Exercise – Return each line of the data below verbatim; pictures are to be left out.

Dataset excerpt –
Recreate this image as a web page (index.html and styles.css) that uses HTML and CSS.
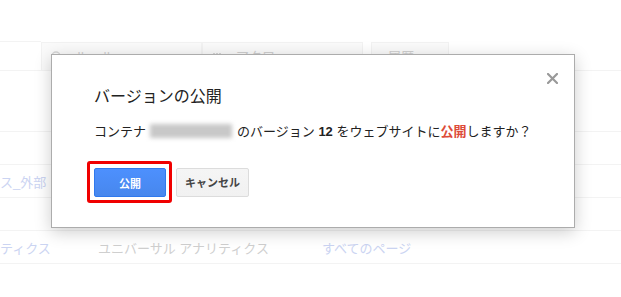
FILE: index.html
```html
<!DOCTYPE html>
<html lang="ja">
<head>
<meta charset="utf-8">
<title>バージョンの公開</title>
<link rel="stylesheet" href="styles.css">
</head>
<body>
<div class="page">
  <div class="spacer"></div>
  <div class="tabs">
    <div class="tab-first"></div>
    <div class="tab tab-wide">
      <svg class="tab-icon" width="10" height="10" viewBox="0 0 10 10"><circle cx="5" cy="5" r="4" fill="none" stroke="#d6d6d6" stroke-width="1.5"/></svg>
      <span>ルール</span>
    </div>
    <div class="tab tab-wide">
      <svg class="tab-icon" width="10" height="10" viewBox="0 0 10 10"><rect x="1" y="2" width="2" height="6" fill="#d6d6d6"/><rect x="4" y="2" width="2" height="6" fill="#d6d6d6"/><rect x="7" y="2" width="2" height="6" fill="#d6d6d6"/></svg>
      <span>マクロ</span>
    </div>
    <div class="tab tab-narrow"><span>履歴</span></div>
  </div>
  <div class="row row-tall"></div>
  <div class="row"></div>
  <div class="row"><span class="link">ス_外部</span></div>
  <div class="row"></div>
  <div class="row cols">
    <span class="link col-a">ティクス</span>
    <span class="muted col-b">ユニバーサル アナリティクス</span>
    <span class="link col-c">すべてのページ</span>
  </div>
</div>

<div class="dialog">
  <svg class="close" width="11" height="11" viewBox="0 0 11 11"><path d="M1 1 L10 10 M10 1 L1 10" stroke="#999" stroke-width="2.2" stroke-linecap="square"/></svg>
  <h1 class="title">バージョンの公開</h1>
  <p class="msg">コンテナ<span class="blur"></span>のバージョン <b>12</b> をウェブサイトに<b class="red">公開</b>しますか？</p>
  <div class="actions">
    <span class="highlight"><button class="btn btn-primary">公開</button></span>
    <button class="btn btn-default">キャンセル</button>
  </div>
</div>
</body>
</html>
```

FILE: styles.css
```css
html, body {
  margin: 0;
  padding: 0;
  background: #fff;
}
body {
  width: 621px;
  height: 297px;
  overflow: hidden;
  position: relative;
  font-family: "Liberation Sans", "Noto Sans CJK JP", sans-serif;
}
.page {
  font-size: 13px;
}
.spacer {
  height: 41px;
}
.tabs {
  display: flex;
  height: 29px;
  border-bottom: 1px solid #f3f3f3;
}
.tab-first {
  width: 41px;
  border-top: 1px solid #f3f3f3;
}
.tab {
  box-sizing: border-box;
  margin-top: 1px;
  background: #fafafa;
  border: 1px solid #f2f2f2;
  border-bottom: none;
  display: flex;
  align-items: flex-start;
  padding: 3px 0 0 9px;
  gap: 14px;
  color: #cfcfcf;
}
.tab-wide {
  width: 161px;
}
.tab-narrow {
  width: 78px;
  margin-left: 8px;
  padding-left: 16px;
}
.tab-icon {
  margin-top: 5px;
}
.row {
  height: 32px;
  border-bottom: 1px solid #f3f3f3;
  display: flex;
  align-items: center;
}
.row-tall {
  height: 60px;
}
.link {
  color: #cbd4f2;
}
.muted {
  color: #cfcfcf;
}
.col-a {
  width: 98px;
}
.col-b {
  width: 224px;
}

.dialog {
  position: absolute;
  left: 51px;
  top: 54px;
  width: 438px;
  padding: 30px 42px 24px 42px;
  background: #fff;
  border: 1px solid #acacac;
  box-shadow: 0 4px 16px rgba(0, 0, 0, 0.2);
  color: #222;
}
.close {
  position: absolute;
  right: 16px;
  top: 18px;
}
.title {
  margin: 0;
  font-size: 16px;
  line-height: 24px;
  font-weight: normal;
  color: #222;
}
.msg {
  margin: 13px 0 0 0;
  font-size: 13px;
  line-height: 20px;
  white-space: nowrap;
}
.msg b {
  font-weight: bold;
}
.red {
  color: #dd4b39;
}
.blur {
  display: inline-block;
  width: 82px;
  height: 14px;
  margin: 0 5px 0 4px;
  background: #c8c8c8;
  filter: blur(2px);
  vertical-align: -2px;
}
.actions {
  margin-top: 19px;
  display: flex;
  align-items: center;
  gap: 4px;
}
.highlight {
  display: inline-flex;
  margin-left: -7px;
  padding: 4px 3px 3px 4px;
  border: 3px solid #f00000;
  border-radius: 3px;
}
.btn {
  box-sizing: border-box;
  height: 29px;
  min-width: 72px;
  padding: 0 8px;
  font-family: "Liberation Sans", "Noto Sans CJK JP", sans-serif;
  font-size: 11px;
  font-weight: bold;
  border-radius: 2px;
  cursor: default;
}
.btn-primary {
  color: #fff;
  background: linear-gradient(#4d90fe, #4787ed);
  border: 1px solid #3079ed;
}
.btn-default {
  width: 73px;
  color: #444;
  background: linear-gradient(#f5f5f5, #f1f1f1);
  border: 1px solid #dcdcdc;
}
```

Task solution –
Recreate this image as a web page (index.html and styles.css) that uses HTML and CSS.
FILE: index.html
```html
<!DOCTYPE html>
<html lang="ja">
<head>
<meta charset="utf-8">
<title>バージョンの公開</title>
<link rel="stylesheet" href="styles.css">
</head>
<body>
<div class="page">
  <div class="spacer"></div>
  <div class="tabs">
    <div class="tab-first"></div>
    <div class="tab tab-wide">
      <svg class="tab-icon" width="10" height="10" viewBox="0 0 10 10"><circle cx="5" cy="5" r="4" fill="none" stroke="#d6d6d6" stroke-width="1.5"/></svg>
      <span>ルール</span>
    </div>
    <div class="tab tab-wide">
      <svg class="tab-icon" width="10" height="10" viewBox="0 0 10 10"><rect x="1" y="2" width="2" height="6" fill="#d6d6d6"/><rect x="4" y="2" width="2" height="6" fill="#d6d6d6"/><rect x="7" y="2" width="2" height="6" fill="#d6d6d6"/></svg>
      <span>マクロ</span>
    </div>
    <div class="tab tab-narrow"><span>履歴</span></div>
  </div>
  <div class="row row-tall"></div>
  <div class="row"></div>
  <div class="row"><span class="link">ス_外部</span></div>
  <div class="row"></div>
  <div class="row cols">
    <span class="link col-a">ティクス</span>
    <span class="muted col-b">ユニバーサル アナリティクス</span>
    <span class="link col-c">すべてのページ</span>
  </div>
</div>

<div class="dialog">
  <svg class="close" width="11" height="11" viewBox="0 0 11 11"><path d="M1 1 L10 10 M10 1 L1 10" stroke="#999" stroke-width="2.2" stroke-linecap="square"/></svg>
  <h1 class="title">バージョンの公開</h1>
  <p class="msg">コンテナ<span class="blur"></span>のバージョン <b>12</b> をウェブサイトに<b class="red">公開</b>しますか？</p>
  <div class="actions">
    <span class="highlight"><button class="btn btn-primary">公開</button></span>
    <button class="btn btn-default">キャンセル</button>
  </div>
</div>
</body>
</html>
```

FILE: styles.css
```css
html, body {
  margin: 0;
  padding: 0;
  background: #fff;
}
body {
  width: 621px;
  height: 297px;
  overflow: hidden;
  position: relative;
  font-family: "Liberation Sans", "Noto Sans CJK JP", sans-serif;
}
.page {
  font-size: 13px;
}
.spacer {
  height: 41px;
}
.tabs {
  display: flex;
  height: 29px;
  border-bottom: 1px solid #f3f3f3;
}
.tab-first {
  width: 41px;
  border-top: 1px solid #f3f3f3;
}
.tab {
  box-sizing: border-box;
  margin-top: 1px;
  background: #fafafa;
  border: 1px solid #f2f2f2;
  border-bottom: none;
  display: flex;
  align-items: flex-start;
  padding: 3px 0 0 9px;
  gap: 14px;
  color: #cfcfcf;
}
.tab-wide {
  width: 161px;
}
.tab-narrow {
  width: 78px;
  margin-left: 8px;
  padding-left: 16px;
}
.tab-icon {
  margin-top: 5px;
}
.row {
  height: 32px;
  border-bottom: 1px solid #f3f3f3;
  display: flex;
  align-items: center;
}
.row-tall {
  height: 60px;
}
.link {
  color: #cbd4f2;
}
.muted {
  color: #cfcfcf;
}
.col-a {
  width: 98px;
}
.col-b {
  width: 224px;
}

.dialog {
  position: absolute;
  left: 51px;
  top: 54px;
  width: 438px;
  padding: 30px 42px 24px 42px;
  background: #fff;
  border: 1px solid #acacac;
  box-shadow: 0 4px 16px rgba(0, 0, 0, 0.2);
  color: #222;
}
.close {
  position: absolute;
  right: 16px;
  top: 18px;
}
.title {
  margin: 0;
  font-size: 16px;
  line-height: 24px;
  font-weight: normal;
  color: #222;
}
.msg {
  margin: 13px 0 0 0;
  font-size: 13px;
  line-height: 20px;
  white-space: nowrap;
}
.msg b {
  font-weight: bold;
}
.red {
  color: #dd4b39;
}
.blur {
  display: inline-block;
  width: 82px;
  height: 14px;
  margin: 0 5px 0 4px;
  background: #c8c8c8;
  filter: blur(2px);
  vertical-align: -2px;
}
.actions {
  margin-top: 19px;
  display: flex;
  align-items: center;
  gap: 4px;
}
.highlight {
  display: inline-flex;
  margin-left: -7px;
  padding: 4px 3px 3px 4px;
  border: 3px solid #f00000;
  border-radius: 3px;
}
.btn {
  box-sizing: border-box;
  height: 29px;
  min-width: 72px;
  padding: 0 8px;
  font-family: "Liberation Sans", "Noto Sans CJK JP", sans-serif;
  font-size: 11px;
  font-weight: bold;
  border-radius: 2px;
  cursor: default;
}
.btn-primary {
  color: #fff;
  background: linear-gradient(#4d90fe, #4787ed);
  border: 1px solid #3079ed;
}
.btn-default {
  width: 73px;
  color: #444;
  background: linear-gradient(#f5f5f5, #f1f1f1);
  border: 1px solid #dcdcdc;
}
```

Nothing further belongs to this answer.